The general principle applies to anything that is being measured, for example as long as each handler can compute each task in roughly the same amount of time, then splitting work in this way would also result in max-min fairness. A round robin algorithm is very easy to implement anywhere it is needed, as shown in figure 3. In special cases, we can get better performance by using the hash based algorithm, which assigns requests to the same handlers if they have a common identifier, such as a user session id.

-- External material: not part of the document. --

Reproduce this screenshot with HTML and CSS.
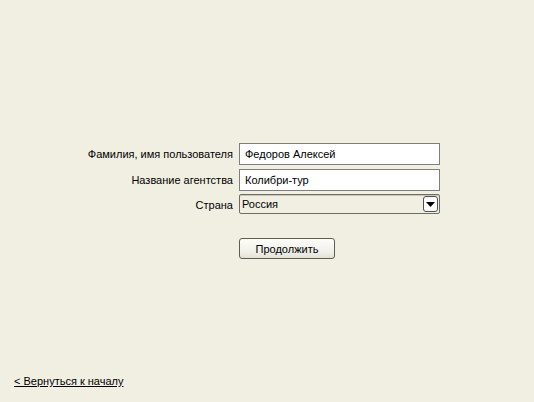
FILE: index.html
```html
<!DOCTYPE html>
<html lang="ru">
<head>
<meta charset="utf-8">
<title>Вход</title>
<link rel="stylesheet" href="styles.css">
</head>
<body>
<div class="page">
  <form class="form">
    <label class="label" for="user">Фамилия, имя пользователя</label>
    <input class="field" id="user" type="text" value="Федоров Алексей">
    <label class="label" for="agency">Название агентства</label>
    <input class="field" id="agency" type="text" value="Колибри-тур">
    <label class="label" for="country">Страна</label>
    <div class="select" id="country">
      <span class="select-value">Россия</span>
      <span class="select-btn"><svg width="9" height="5" viewBox="0 0 9 5"><path d="M0 0H9L4.5 5Z" fill="#000"/></svg></span>
    </div>
    <span></span>
    <div class="actions"><button class="btn" type="button">Продолжить</button></div>
  </form>
  <a class="back" href="#">&lt; Вернуться к началу</a>
</div>
</body>
</html>
```

FILE: styles.css
```css
html, body {
  margin: 0;
  padding: 0;
  background: #f1efe2;
}
body {
  font-family: "Liberation Sans", Arial, sans-serif;
  font-size: 11px;
  color: #000;
}
.page {
  height: 402px;
  box-sizing: border-box;
  display: flex;
  flex-direction: column;
  padding-top: 143px;
  padding-bottom: 15px;
}
.form {
  display: grid;
  grid-template-columns: 233px 200px;
  column-gap: 6px;
  row-gap: 4px;
  align-items: center;
}
.label {
  text-align: right;
}
.field {
  box-sizing: border-box;
  height: 22px;
  width: 201px;
  margin: 0;
  border: 1px solid #7f7f7f;
  background: #fff;
  padding: 0 0 0 5px;
  font: inherit;
  font-size: 11px;
  color: #000;
  outline: none;
}
.select {
  box-sizing: border-box;
  height: 20px;
  width: 201px;
  margin-top: -1px;
  border: 1px solid #6f6e66;
  border-radius: 2px;
  box-shadow: inset 0 1px 0 #c9c7bb;
  background: #f1efe2;
  display: flex;
  align-items: center;
  justify-content: space-between;
  padding: 0 1px 0 2px;
}
.select-btn {
  box-sizing: border-box;
  width: 15px;
  height: 16px;
  border: 1px solid #4f4f4f;
  border-radius: 3px;
  background: #fff;
  display: flex;
  align-items: center;
  justify-content: center;
}
.actions {
  padding-top: 20px;
}
.btn {
  box-sizing: border-box;
  width: 96px;
  height: 21px;
  margin: 0;
  border: 1px solid #5f5d52;
  border-radius: 3px;
  background: linear-gradient(#fdfdfb, #f0efe8 70%, #e3e1d6);
  font: inherit;
  font-size: 11px;
  color: #000;
  padding: 0;
}
.back {
  margin-top: auto;
  margin-left: 14px;
  align-self: flex-start;
  color: #000;
  text-decoration: underline;
}
```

The best time to use a load balancer algorithm for determining where to locate work is when we have a bunch of servers, brokers, or other handlers that are equally able to perform the request. We can add more handlers or remove handlers as necessary, and the load balancer will automatically adjust, pointing requests to the new set of handlers dynamically. We can store state about the requests or cache specific attributes of them if we use a hash based load balancer, because a request will likely go to the same handler every time it hits the balancer, unless the number of handlers has changed. If we want to split data rather than computation between handlers, we should not use load balancers, because if the topology changes we will not be able to find that data easily when we want to access it again.

Figure 3

For data splitting, we use the sharding pattern. Sharding is a process that durably assigns each incoming call to a handler based on some constant time algorithm. It is similar to hash based load balancing, but the configuration is permanently stored somewhere so that everyone always agrees where each sharding key should be located. If we need to update the configuration, we have to update it everywhere at once, on all the readers and the writers of the data. Sharding is magical because it allows us to distribute data between different locations and still know in constant time where that data is located.

At Klaviyo we use horizontal sharding, which means that we split the rows of the data between different locations, as opposed to vertical sharding which splits the columns. We find it easier to work with entire rows of data in our queries and have our ORM treat a database row as an entire model, rather than having to potentially perform multiple queries for each database model instance.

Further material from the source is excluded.